Oui, jusqu'où faudra-t-il aller à la
suite du Christ? C'est cela, finalement, qui est en cause dans le refus de
Pierre. Il devine trop bien ce que Jésus va déclarer solennellement aussitôt:
"C'est un exemple que je vous ai donné, afin que vous aussi, vous fassiez
de même". Pierre pressent que le serviteur ne sera pas plus grand que son
maître, et si le Maître de Pierre se fait lui-même serviteur, jusqu'où Pierre
devra-t-il aller dans son attitude de service?
² À la
suite du Christ, et tout spécialement dans la vie consacrée, il n'y aura jamais
d'humilité qui ne soit un langage de l'amour, ni non plus d'amour authentique
qui ne trouve les mots et les attitudes de l'humilité et du service. À l'école
de Jésus, c'est par amour que l'on saisit le linge et le bassin; c'est l'amour
qui assume le service, même le plus humble. Peu importe, dès lors, que
l'obéissance au Père et le service de nos frères nous mettent en pleine lumière
ou nous laissent dans l'ombre.

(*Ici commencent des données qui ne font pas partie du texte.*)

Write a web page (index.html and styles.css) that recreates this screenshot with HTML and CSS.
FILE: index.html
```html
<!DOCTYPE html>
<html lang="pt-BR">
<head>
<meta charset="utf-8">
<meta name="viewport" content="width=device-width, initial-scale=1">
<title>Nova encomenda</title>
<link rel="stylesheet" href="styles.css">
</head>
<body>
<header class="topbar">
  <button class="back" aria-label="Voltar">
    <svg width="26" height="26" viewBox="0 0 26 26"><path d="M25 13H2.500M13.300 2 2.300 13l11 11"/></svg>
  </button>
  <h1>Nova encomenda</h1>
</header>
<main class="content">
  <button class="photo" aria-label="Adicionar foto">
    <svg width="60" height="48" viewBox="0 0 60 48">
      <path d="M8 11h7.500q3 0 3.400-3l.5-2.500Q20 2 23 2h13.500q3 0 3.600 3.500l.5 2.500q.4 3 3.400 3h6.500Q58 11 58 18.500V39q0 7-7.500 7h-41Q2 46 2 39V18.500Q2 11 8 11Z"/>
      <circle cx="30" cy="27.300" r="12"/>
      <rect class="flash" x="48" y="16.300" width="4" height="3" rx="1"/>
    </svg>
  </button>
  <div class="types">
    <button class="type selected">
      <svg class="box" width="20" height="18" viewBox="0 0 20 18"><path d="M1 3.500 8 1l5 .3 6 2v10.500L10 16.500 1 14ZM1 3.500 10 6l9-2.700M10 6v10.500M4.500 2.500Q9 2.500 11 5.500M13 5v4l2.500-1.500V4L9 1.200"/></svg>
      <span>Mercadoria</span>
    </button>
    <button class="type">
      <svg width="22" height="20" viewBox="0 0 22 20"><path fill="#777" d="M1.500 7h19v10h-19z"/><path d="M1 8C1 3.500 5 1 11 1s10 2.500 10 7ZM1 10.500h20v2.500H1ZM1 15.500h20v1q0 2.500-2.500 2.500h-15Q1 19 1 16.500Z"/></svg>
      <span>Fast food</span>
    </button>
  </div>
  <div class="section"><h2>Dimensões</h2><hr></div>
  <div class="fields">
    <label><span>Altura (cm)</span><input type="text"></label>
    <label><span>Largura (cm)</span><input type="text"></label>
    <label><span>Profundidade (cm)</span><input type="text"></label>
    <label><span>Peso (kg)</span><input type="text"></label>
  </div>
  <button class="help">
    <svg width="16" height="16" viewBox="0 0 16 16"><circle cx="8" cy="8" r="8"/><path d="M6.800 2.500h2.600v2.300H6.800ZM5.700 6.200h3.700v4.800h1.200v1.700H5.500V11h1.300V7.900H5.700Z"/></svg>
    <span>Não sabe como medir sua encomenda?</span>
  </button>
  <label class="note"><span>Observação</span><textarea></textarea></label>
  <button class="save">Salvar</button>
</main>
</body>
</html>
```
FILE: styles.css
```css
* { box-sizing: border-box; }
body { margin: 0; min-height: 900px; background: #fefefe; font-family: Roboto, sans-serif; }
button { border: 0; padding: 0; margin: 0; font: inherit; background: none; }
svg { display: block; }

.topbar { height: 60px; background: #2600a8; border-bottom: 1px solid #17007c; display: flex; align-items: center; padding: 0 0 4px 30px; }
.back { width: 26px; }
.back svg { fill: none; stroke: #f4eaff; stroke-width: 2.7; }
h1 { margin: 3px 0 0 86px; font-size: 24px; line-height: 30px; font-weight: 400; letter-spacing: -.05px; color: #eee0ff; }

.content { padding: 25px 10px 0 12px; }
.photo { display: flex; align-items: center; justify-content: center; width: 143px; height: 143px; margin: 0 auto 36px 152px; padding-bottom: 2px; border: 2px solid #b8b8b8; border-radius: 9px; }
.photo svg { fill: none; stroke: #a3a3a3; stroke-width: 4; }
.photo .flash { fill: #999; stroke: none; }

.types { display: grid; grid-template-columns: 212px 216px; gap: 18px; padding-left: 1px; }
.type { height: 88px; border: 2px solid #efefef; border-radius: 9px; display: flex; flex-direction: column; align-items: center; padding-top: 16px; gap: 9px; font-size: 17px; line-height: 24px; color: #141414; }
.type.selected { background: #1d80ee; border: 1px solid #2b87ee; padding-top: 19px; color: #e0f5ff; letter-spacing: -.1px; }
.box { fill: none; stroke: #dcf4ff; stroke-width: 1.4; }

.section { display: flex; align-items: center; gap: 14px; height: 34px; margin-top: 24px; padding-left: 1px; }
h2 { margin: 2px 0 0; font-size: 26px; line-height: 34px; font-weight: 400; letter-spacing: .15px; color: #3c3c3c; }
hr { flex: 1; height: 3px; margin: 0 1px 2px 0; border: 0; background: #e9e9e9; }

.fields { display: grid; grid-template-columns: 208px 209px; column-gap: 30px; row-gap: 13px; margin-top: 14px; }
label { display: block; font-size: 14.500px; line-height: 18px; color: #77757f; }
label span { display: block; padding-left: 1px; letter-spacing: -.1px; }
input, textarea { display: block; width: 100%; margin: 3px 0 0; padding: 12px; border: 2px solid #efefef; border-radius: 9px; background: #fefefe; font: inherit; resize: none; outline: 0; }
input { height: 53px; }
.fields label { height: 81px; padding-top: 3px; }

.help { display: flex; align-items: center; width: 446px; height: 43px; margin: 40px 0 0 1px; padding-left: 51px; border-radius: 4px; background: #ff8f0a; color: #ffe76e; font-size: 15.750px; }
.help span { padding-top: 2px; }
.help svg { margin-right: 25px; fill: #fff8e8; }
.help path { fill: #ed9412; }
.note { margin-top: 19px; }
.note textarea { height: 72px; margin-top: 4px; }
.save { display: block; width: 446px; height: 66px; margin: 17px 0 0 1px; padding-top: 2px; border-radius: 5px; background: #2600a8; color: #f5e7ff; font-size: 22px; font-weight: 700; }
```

D'ailleurs l'heure vient, dans l'Église, et déjà
elle est là, où l'une des épreuves les plus lourdes sera d'être ou de rester en
position de responsable.
² Frères et
sœurs, l'amour du Christ pour nous et son humilité de Serviteur du Père l'ont
conduit jusqu'à la mort, la mort sur une croix, et l'Eucharistie que Jésus a
laissée à son Église, ce mémorial de son corps livré et de son sang versé,
atteste pour nous tous les jours le réalisme de son obéissance. Que la Cène du
Seigneur soit pour nous également le mémorial de sa victoire et le signe de sa
présence parmi nous, avec nous et pour nous.
En accueillant, dans le pauvre espace de
notre cœur, toute l'espérance du monde, approchons-nous avec confiance de Celui
qui est passé de ce monde au Père. Puisque déjà il nous a lavés, qu'il nous
donne à tous, à tous ensemble, d'avoir part avec lui.